• [SET TASK]:
Transcribe everything in the data word for word. Pictures are left out.
* * * *
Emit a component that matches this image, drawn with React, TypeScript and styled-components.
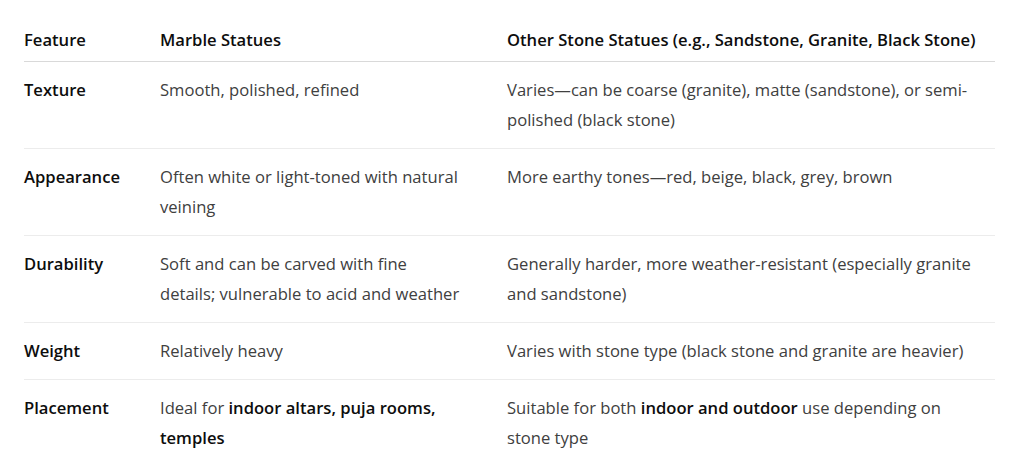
import styled, { createGlobalStyle } from "styled-components";

const GlobalStyle = createGlobalStyle`
  body {
    margin: 0;
    background: #ffffff;
    font-family: "Open Sans", "Noto Sans", "Liberation Sans", sans-serif;
  }
`;

const Page = styled.div`
  padding: 13px 0 0 24px;
`;

const Table = styled.table`
  width: 971px;
  table-layout: fixed;
  border-collapse: collapse;
  font-size: 16.6px;
  line-height: 30px;
`;

const HeadCell = styled.th<{ $width?: number }>`
  width: ${(p) => (p.$width ? `${p.$width}px` : "auto")};
  text-align: left;
  font-weight: 600;
  color: #0d0d0d;
  padding: 12px 0 6px;
  border-bottom: 1px solid #d9d9d9;
`;

const Row = styled.tr`
  & + & td {
    border-top: 1px solid #ececec;
  }
`;

const Cell = styled.td<{ $label?: boolean }>`
  vertical-align: top;
  padding: 13px 0 13px;
  font-weight: ${(p) => (p.$label ? 600 : 400)};
  color: ${(p) => (p.$label ? "#0d0d0d" : "#404040")};
  b {
    font-weight: 600;
    color: #0d0d0d;
  }
`;

interface RowData {
  feature: string;
  marble: React.ReactNode;
  other: React.ReactNode;
}

const rows: RowData[] = [
  {
    feature: "Texture",
    marble: "Smooth, polished, refined",
    other: (
      <>
        Varies—can be coarse (granite), matte (sandstone), or semi-
        <br />
        polished (black stone)
      </>
    ),
  },
  {
    feature: "Appearance",
    marble: (
      <>
        Often white or light-toned with natural
        <br />
        veining
      </>
    ),
    other: "More earthy tones—red, beige, black, grey, brown",
  },
  {
    feature: "Durability",
    marble: (
      <>
        Soft and can be carved with fine
        <br />
        details; vulnerable to acid and weather
      </>
    ),
    other: (
      <>
        Generally harder, more weather-resistant (especially granite
        <br />
        and sandstone)
      </>
    ),
  },
  {
    feature: "Weight",
    marble: "Relatively heavy",
    other: "Varies with stone type (black stone and granite are heavier)",
  },
  {
    feature: "Placement",
    marble: (
      <>
        Ideal for <b>indoor altars, puja rooms,</b>
        <br />
        <b>temples</b>
      </>
    ),
    other: (
      <>
        Suitable for both <b>indoor and outdoor</b> use depending on
        <br />
        stone type
      </>
    ),
  },
];

function App() {
  return (
    <>
      <GlobalStyle />
      <Page>
        <Table>
          <thead>
            <tr>
              <HeadCell $width={136}>Feature</HeadCell>
              <HeadCell $width={347}>Marble Statues</HeadCell>
              <HeadCell>Other Stone Statues (e.g., Sandstone, Granite, Black Stone)</HeadCell>
            </tr>
          </thead>
          <tbody>
            {rows.map((r) => (
              <Row key={r.feature}>
                <Cell $label>{r.feature}</Cell>
                <Cell>{r.marble}</Cell>
                <Cell>{r.other}</Cell>
              </Row>
            ))}
          </tbody>
        </Table>
      </Page>
    </>
  );
}

export default App;
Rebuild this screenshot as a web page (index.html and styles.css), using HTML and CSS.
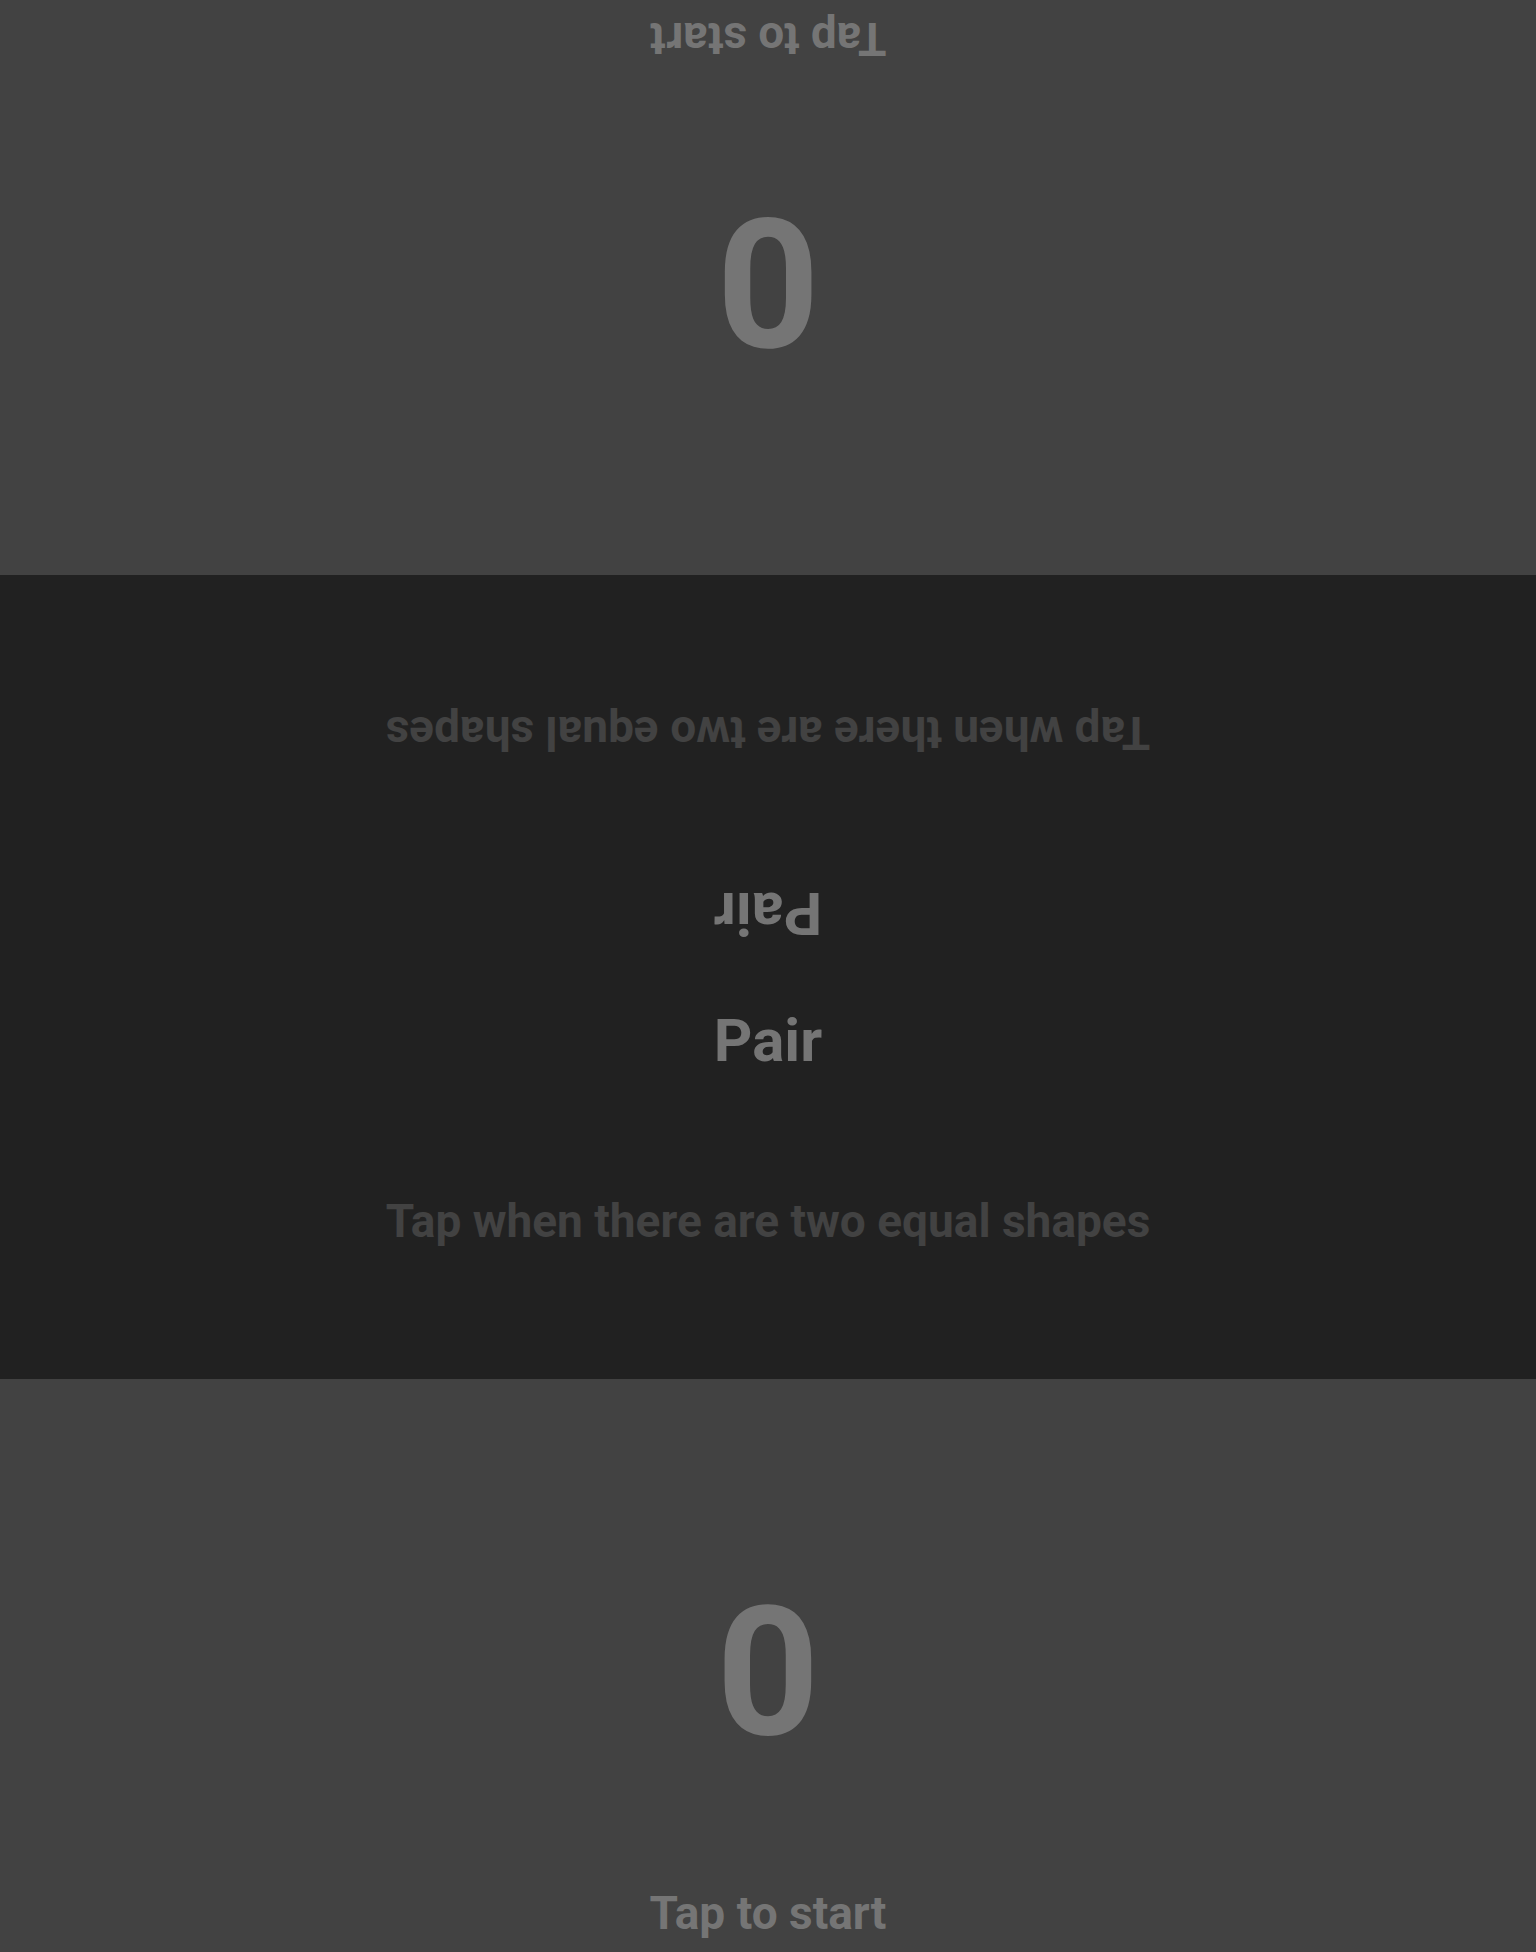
FILE: index.html
```html
<!DOCTYPE html>
<html lang="en">
<head>
<meta charset="utf-8">
<title>Pair</title>
<link rel="stylesheet" href="styles.css">
</head>
<body>
<div class="app">
  <section class="player player-top">
    <div class="score">0</div>
    <div class="label">Tap to start</div>
  </section>
  <section class="board">
    <div class="half half-top">
      <div class="title">Pair</div>
      <div class="hint">Tap when there are two equal shapes</div>
    </div>
    <div class="half">
      <div class="title">Pair</div>
      <div class="hint">Tap when there are two equal shapes</div>
    </div>
  </section>
  <section class="player">
    <div class="score">0</div>
    <div class="label">Tap to start</div>
  </section>
</div>
</body>
</html>
```

FILE: styles.css
```css
html, body {
  margin: 0;
  padding: 0;
  background: #424242;
}

.app {
  width: 1536px;
  height: 1952px;
  display: flex;
  flex-direction: column;
  font-family: Roboto, "Liberation Sans", sans-serif;
  font-weight: 700;
}

.player {
  height: 573px;
  background: #424242;
  color: #757575;
  display: flex;
  flex-direction: column;
  align-items: center;
  padding-top: 204px;
  padding-bottom: 16px;
  box-sizing: border-box;
}

.player-top {
  height: 575px;
  transform: rotate(180deg);
  padding-top: 205px;
}

.score {
  font-size: 180px;
  line-height: 1;
}

.label {
  margin-top: auto;
  font-size: 46px;
  line-height: 1;
}

.board {
  height: 804px;
  background: #212121;
  display: flex;
  flex-direction: column;
}

.half {
  height: 402px;
  display: flex;
  flex-direction: column;
  align-items: center;
  padding-top: 34px;
  gap: 127px;
  box-sizing: border-box;
}

.half-top {
  transform: rotate(180deg);
}

.title {
  font-size: 60px;
  line-height: 1;
  color: #757575;
}

.hint {
  font-size: 46px;
  line-height: 1;
  color: #424242;
}
```
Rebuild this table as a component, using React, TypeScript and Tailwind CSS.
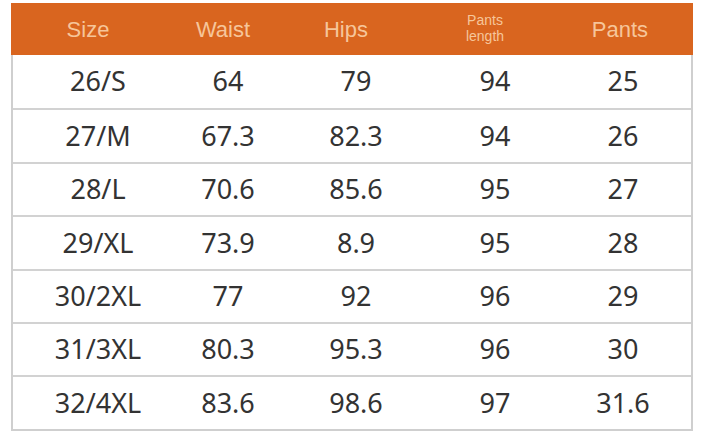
* * * *
• [RESPONSE BELOW]:
Emit a component that matches this image, drawn with React, TypeScript and styled-components.
import styled, { createGlobalStyle } from "styled-components";

const GlobalStyle = createGlobalStyle`
  body {
    margin: 0;
    background: #ffffff;
    font-family: "Open Sans", "Noto Sans", "Liberation Sans", sans-serif;
  }
`;

const Page = styled.div`
  padding: 13px 0 0 24px;
`;

const Table = styled.table`
  width: 971px;
  table-layout: fixed;
  border-collapse: collapse;
  font-size: 16.6px;
  line-height: 30px;
`;

const HeadCell = styled.th<{ $width?: number }>`
  width: ${(p) => (p.$width ? `${p.$width}px` : "auto")};
  text-align: left;
  font-weight: 600;
  color: #0d0d0d;
  padding: 12px 0 6px;
  border-bottom: 1px solid #d9d9d9;
`;

const Row = styled.tr`
  & + & td {
    border-top: 1px solid #ececec;
  }
`;

const Cell = styled.td<{ $label?: boolean }>`
  vertical-align: top;
  padding: 13px 0 13px;
  font-weight: ${(p) => (p.$label ? 600 : 400)};
  color: ${(p) => (p.$label ? "#0d0d0d" : "#404040")};
  b {
    font-weight: 600;
    color: #0d0d0d;
  }
`;

interface RowData {
  feature: string;
  marble: React.ReactNode;
  other: React.ReactNode;
}

const rows: RowData[] = [
  {
    feature: "Texture",
    marble: "Smooth, polished, refined",
    other: (
      <>
        Varies—can be coarse (granite), matte (sandstone), or semi-
        <br />
        polished (black stone)
      </>
    ),
  },
  {
    feature: "Appearance",
    marble: (
      <>
        Often white or light-toned with natural
        <br />
        veining
      </>
    ),
    other: "More earthy tones—red, beige, black, grey, brown",
  },
  {
    feature: "Durability",
    marble: (
      <>
        Soft and can be carved with fine
        <br />
        details; vulnerable to acid and weather
      </>
    ),
    other: (
      <>
        Generally harder, more weather-resistant (especially granite
        <br />
        and sandstone)
      </>
    ),
  },
  {
    feature: "Weight",
    marble: "Relatively heavy",
    other: "Varies with stone type (black stone and granite are heavier)",
  },
  {
    feature: "Placement",
    marble: (
      <>
        Ideal for <b>indoor altars, puja rooms,</b>
        <br />
        <b>temples</b>
      </>
    ),
    other: (
      <>
        Suitable for both <b>indoor and outdoor</b> use depending on
        <br />
        stone type
      </>
    ),
  },
];

function App() {
  return (
    <>
      <GlobalStyle />
      <Page>
        <Table>
          <thead>
            <tr>
              <HeadCell $width={136}>Feature</HeadCell>
              <HeadCell $width={347}>Marble Statues</HeadCell>
              <HeadCell>Other Stone Statues (e.g., Sandstone, Granite, Black Stone)</HeadCell>
            </tr>
          </thead>
          <tbody>
            {rows.map((r) => (
              <Row key={r.feature}>
                <Cell $label>{r.feature}</Cell>
                <Cell>{r.marble}</Cell>
                <Cell>{r.other}</Cell>
              </Row>
            ))}
          </tbody>
        </Table>
      </Page>
    </>
  );
}

export default App;
Rebuild this screenshot as a web page (index.html and styles.css), using HTML and CSS.
FILE: index.html
```html
<!DOCTYPE html>
<html lang="en">
<head>
<meta charset="utf-8">
<title>Pair</title>
<link rel="stylesheet" href="styles.css">
</head>
<body>
<div class="app">
  <section class="player player-top">
    <div class="score">0</div>
    <div class="label">Tap to start</div>
  </section>
  <section class="board">
    <div class="half half-top">
      <div class="title">Pair</div>
      <div class="hint">Tap when there are two equal shapes</div>
    </div>
    <div class="half">
      <div class="title">Pair</div>
      <div class="hint">Tap when there are two equal shapes</div>
    </div>
  </section>
  <section class="player">
    <div class="score">0</div>
    <div class="label">Tap to start</div>
  </section>
</div>
</body>
</html>
```

FILE: styles.css
```css
html, body {
  margin: 0;
  padding: 0;
  background: #424242;
}

.app {
  width: 1536px;
  height: 1952px;
  display: flex;
  flex-direction: column;
  font-family: Roboto, "Liberation Sans", sans-serif;
  font-weight: 700;
}

.player {
  height: 573px;
  background: #424242;
  color: #757575;
  display: flex;
  flex-direction: column;
  align-items: center;
  padding-top: 204px;
  padding-bottom: 16px;
  box-sizing: border-box;
}

.player-top {
  height: 575px;
  transform: rotate(180deg);
  padding-top: 205px;
}

.score {
  font-size: 180px;
  line-height: 1;
}

.label {
  margin-top: auto;
  font-size: 46px;
  line-height: 1;
}

.board {
  height: 804px;
  background: #212121;
  display: flex;
  flex-direction: column;
}

.half {
  height: 402px;
  display: flex;
  flex-direction: column;
  align-items: center;
  padding-top: 34px;
  gap: 127px;
  box-sizing: border-box;
}

.half-top {
  transform: rotate(180deg);
}

.title {
  font-size: 60px;
  line-height: 1;
  color: #757575;
}

.hint {
  font-size: 46px;
  line-height: 1;
  color: #424242;
}
```
Rebuild this table as a component, using React, TypeScript and Tailwind CSS.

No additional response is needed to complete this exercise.